Research for this project will be conducted in two cities with a large minority population in Turkey (Diyarbakir and Sanliurfa) and Israel (Nazareth and Haifa), as well as in the cities of Ankara, Istanbul, Jerusalem, and Tel Aviv. The main sources of data are court decisions and in-depth interviews with law enforcement officials, members of minority women's organizations, activist lawyers, and high court judges. In order to identify the extent and nature of accommodation of male-dominated social organizations, court decisions on honor killings will be analyzed comparatively and across time. Interviews with law enforcement officials will reveal the concerns that led them to either accommodate local autonomy or take steps to transform local practices.

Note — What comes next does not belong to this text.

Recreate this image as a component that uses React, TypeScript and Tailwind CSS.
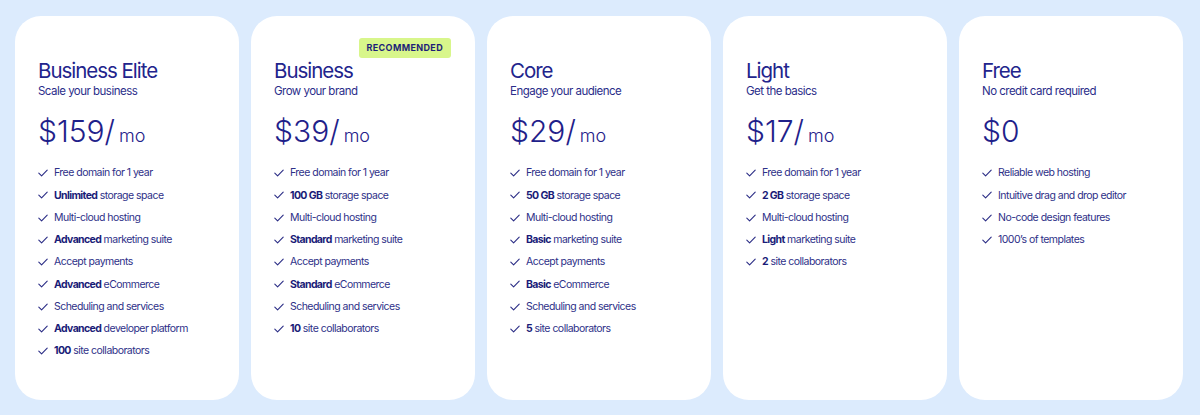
import React from "react";

type Feature = { b?: string; t: string };
type Plan = {
  name: string;
  sub: string;
  price: string;
  mo: boolean;
  badge?: boolean;
  features: Feature[];
};

const plans: Plan[] = [
  {
    name: "Business Elite",
    sub: "Scale your business",
    price: "$159/",
    mo: true,
    features: [
      { t: "Free domain for 1 year" },
      { b: "Unlimited", t: " storage space" },
      { t: "Multi-cloud hosting" },
      { b: "Advanced", t: " marketing suite" },
      { t: "Accept payments" },
      { b: "Advanced", t: " eCommerce" },
      { t: "Scheduling and services" },
      { b: "Advanced", t: " developer platform" },
      { b: "100", t: " site collaborators" },
    ],
  },
  {
    name: "Business",
    sub: "Grow your brand",
    price: "$39/",
    mo: true,
    badge: true,
    features: [
      { t: "Free domain for 1 year" },
      { b: "100 GB", t: " storage space" },
      { t: "Multi-cloud hosting" },
      { b: "Standard", t: " marketing suite" },
      { t: "Accept payments" },
      { b: "Standard", t: " eCommerce" },
      { t: "Scheduling and services" },
      { b: "10", t: " site collaborators" },
    ],
  },
  {
    name: "Core",
    sub: "Engage your audience",
    price: "$29/",
    mo: true,
    features: [
      { t: "Free domain for 1 year" },
      { b: "50 GB", t: " storage space" },
      { t: "Multi-cloud hosting" },
      { b: "Basic", t: " marketing suite" },
      { t: "Accept payments" },
      { b: "Basic", t: " eCommerce" },
      { t: "Scheduling and services" },
      { b: "5", t: " site collaborators" },
    ],
  },
  {
    name: "Light",
    sub: "Get the basics",
    price: "$17/",
    mo: true,
    features: [
      { t: "Free domain for 1 year" },
      { b: "2 GB", t: " storage space" },
      { t: "Multi-cloud hosting" },
      { b: "Light", t: " marketing suite" },
      { b: "2", t: " site collaborators" },
    ],
  },
  {
    name: "Free",
    sub: "No credit card required",
    price: "$0",
    mo: false,
    features: [
      { t: "Reliable web hosting" },
      { t: "Intuitive drag and drop editor" },
      { t: "No-code design features" },
      { t: "1000\u2019s of templates" },
    ],
  },
];

function Check() {
  return (
    <svg width="10" height="8" viewBox="0 0 10 8" fill="none" className="shrink-0">
      <path
        d="M0.8 4.2 L3.6 6.8 L9.2 1.2"
        stroke="#2a2c85"
        strokeWidth="1.1"
        strokeLinecap="round"
        strokeLinejoin="round"
      />
    </svg>
  );
}

function Card({ p }: { p: Plan }) {
  return (
    <div className="relative w-[224px] h-[384px] shrink-0 rounded-[26px] bg-white pl-[23px] pr-4 pt-[43px]">
      {p.badge && (
        <div className="absolute top-[22px] right-[24px] h-[20px] px-[8px] flex items-center rounded-[3px] bg-[#d8f68b] text-[9px] font-bold tracking-[0.04em] text-[#1d1f78]">
          RECOMMENDED
        </div>
      )}
      <div className="text-[20.5px] leading-[24px] text-[#22248c] tracking-[-0.05em]">{p.name}</div>
      <div className="text-[11.5px] leading-[16px] text-[#2b2d8a] tracking-[-0.045em]">{p.sub}</div>
      <div className="mt-[15px] flex items-baseline h-[34px] text-[#1f218a]">
        <span className="text-[30px] leading-[34px] font-light">{p.price}</span>
        {p.mo && <span className="ml-[4px] text-[18px] leading-[34px] font-light">mo</span>}
      </div>
      <ul className="mt-[14px] flex flex-col">
        {p.features.map((f, i) => (
          <li key={i} className="flex items-center h-[22.25px] text-[10.5px] text-[#2e3088] tracking-[-0.05em]">
            <Check />
            <span className="ml-[6px] whitespace-nowrap">
              {f.b && <span className="font-bold tracking-[-0.06em] text-[#1a1c78]">{f.b}</span>}
              {f.t}
            </span>
          </li>
        ))}
      </ul>
    </div>
  );
}

export default function App() {
  return (
    <div
      className="w-[1200px] h-[415px] bg-[#dcebfd] pt-[16px] px-[15px] flex gap-3"
      style={{ fontFamily: "Inter, 'Noto Sans', sans-serif" }}
    >
      {plans.map((p) => (
        <Card key={p.name} p={p} />
      ))}
    </div>
  );
}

Interviews with activist lawyers and members of women's groups will reveal whether their position vis-a-vis minority elites, on the one hand, and public officials, on the other, affected the success with which they were able to transform the implicit consensus between law-enforcement officials and minority groups on gender questions.

The project promises to improve our understanding of why states in ethnically divided societies sometimes accommodate discriminatory practices within minority groups and why, at other times, they actively intervene to transform such practices. Although scholars have debated the implications of multiculturalism for women's rights extensively from a normative standpoint, few have studied empirically the conditions under which states are likely to intervene in local spheres of authority on minority women's behalf. This project will explore how law is shaped simultaneously by the cultural values of the dominant society and resistance by minority communities. It will contribute to socio-legal thought by identifying whether different patterns of state-minority relations and legal mobilization strategies by minority women result in different levels of accommodation. The project's comparative focus on ethnically divided societies promises to enrich understanding of how legal institutions function in different socio-political contexts.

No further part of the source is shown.